Absolutely, and this is where your font selection carries real weight. Students with dyslexia, visual processing challenges, or attention difficulties benefit from fonts with these characteristics:

  • Clear distinction between similar letters (like "b" and "d," or "I" and "l")
  • Consistent letter spacing
  • Simple, uncluttered letterforms
  • Neither too condensed nor too widely spaced

Fonts like OpenDyslexic were created specifically for this purpose. But even general-purpose fonts like Quicksand and Sassoon perform well for accessibility because of their clean, distinct shapes. Avoid overly stylized fonts on any material students need to read independently word walls, flashcards, instructions, and reading passages should always use your most legible option.

Where can you find these fonts for free or at low cost?

Several sources offer quality fonts suitable for teacher branding:

  • Google Fonts Free for personal and commercial use. Many of the fonts mentioned here, including Quicksand, Nunito, Patrick Hand, and Fredoka One, are available there.
  • Creative Fabrica Offers both free and premium fonts with clear licensing. A subscription model gives access to thousands of fonts and design assets.
  • Teachers Pay Teachers Some sellers include font resources, and many teacher-creators design fonts specifically for classroom use.
  • Font Squirrel Curates free fonts that are licensed for commercial use.

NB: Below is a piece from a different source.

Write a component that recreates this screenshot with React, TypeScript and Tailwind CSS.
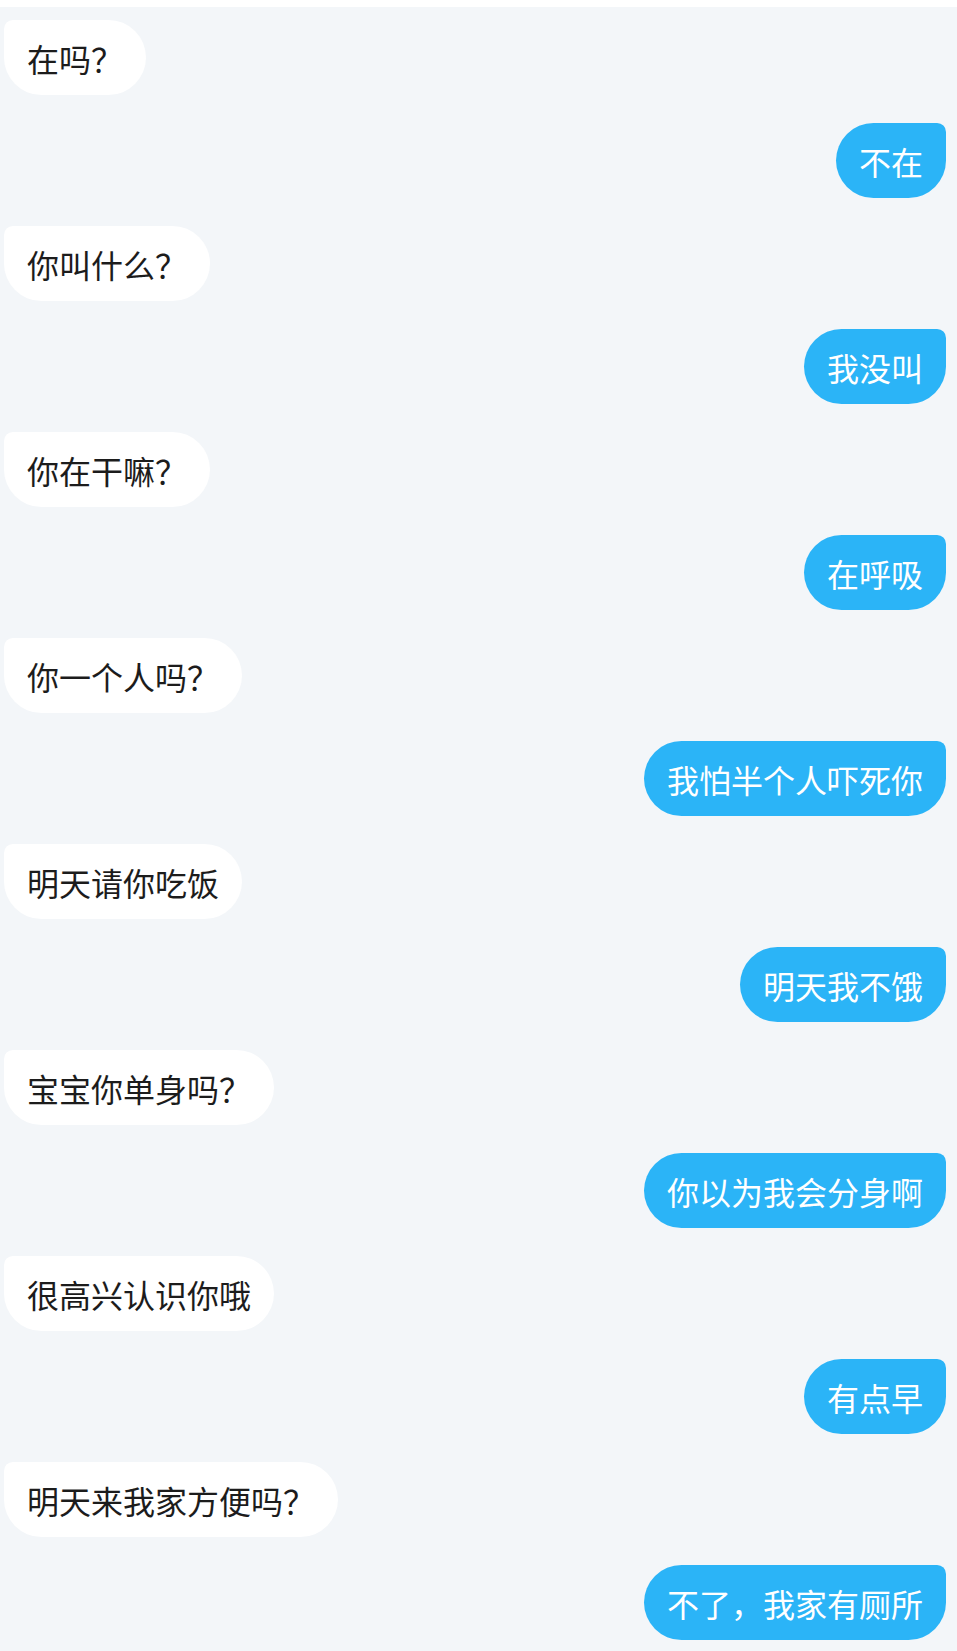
type Message = {
  text: string;
  mine: boolean;
};

const messages: Message[] = [
  { text: "在吗？", mine: false },
  { text: "不在", mine: true },
  { text: "你叫什么？", mine: false },
  { text: "我没叫", mine: true },
  { text: "你在干嘛？", mine: false },
  { text: "在呼吸", mine: true },
  { text: "你一个人吗？", mine: false },
  { text: "我怕半个人吓死你", mine: true },
  { text: "明天请你吃饭", mine: false },
  { text: "明天我不饿", mine: true },
  { text: "宝宝你单身吗？", mine: false },
  { text: "你以为我会分身啊", mine: true },
  { text: "很高兴认识你哦", mine: false },
  { text: "有点早", mine: true },
  { text: "明天来我家方便吗？", mine: false },
  { text: "不了，我家有厕所", mine: true },
];

function Bubble({ text, mine }: Message) {
  if (mine) {
    return (
      <div className="flex justify-end pr-[11px]">
        <div className="flex h-[75px] items-center rounded-[38px] rounded-tr-[9px] bg-[#2bb4f7] px-[23px] text-[32px] leading-none text-white">
          {text}
        </div>
      </div>
    );
  }

  return (
    <div className="flex justify-start pl-[4px]">
      <div className="flex h-[75px] items-center rounded-[38px] rounded-tl-[9px] bg-white px-[23px] text-[32px] leading-none text-[#1c1c1c]">
        {text}
      </div>
    </div>
  );
}

export default function App() {
  return (
    <div
      className="min-h-[1651px] w-[957px] bg-white"
      style={{ fontFamily: '"Noto Sans CJK SC", "Noto Sans", sans-serif' }}
    >
      <div className="mt-[7px] flex min-h-[1644px] flex-col gap-[28px] bg-[#f3f6f9] pt-[13px]">
        {messages.map((m, i) => (
          <Bubble key={i} text={m.text} mine={m.mine} />
        ))}
      </div>
    </div>
  );
}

Always check the license before using any font. "Free for personal use" means you can use it in your classroom. It does not mean you can use it on products you sell or on a monetized blog or social media account.

How do you apply your chosen fonts across all your materials?

Once you've selected your font pairing, create a simple reference sheet for yourself. Write down the exact font names, which one you use for headers, which one for body text, and what sizes you typically use. Then apply this system to everything:

  • Print materials newsletters, handouts, name tags, labels, classroom job charts
  • Digital materials email signatures, Google Slides presentations, class website
  • Social media Instagram posts, Facebook group graphics, Pinterest pins
  • Classroom decor bulletin boards, door displays, anchor charts

This level of consistency is what turns a collection of nice-looking materials into an actual brand. Parents notice it. Administrators notice it. And it saves you time you're not choosing fonts from scratch every time you open a new document.

Next step: Pick your two-font combination today. Open a blank document, type out a sample newsletter header and paragraph using those fonts, and print it. Pin it above your desk. Use it as your reference for every piece of material you create this semester. Within a few weeks, your classroom will have a cohesive, recognizable visual identity that looks intentional and professional.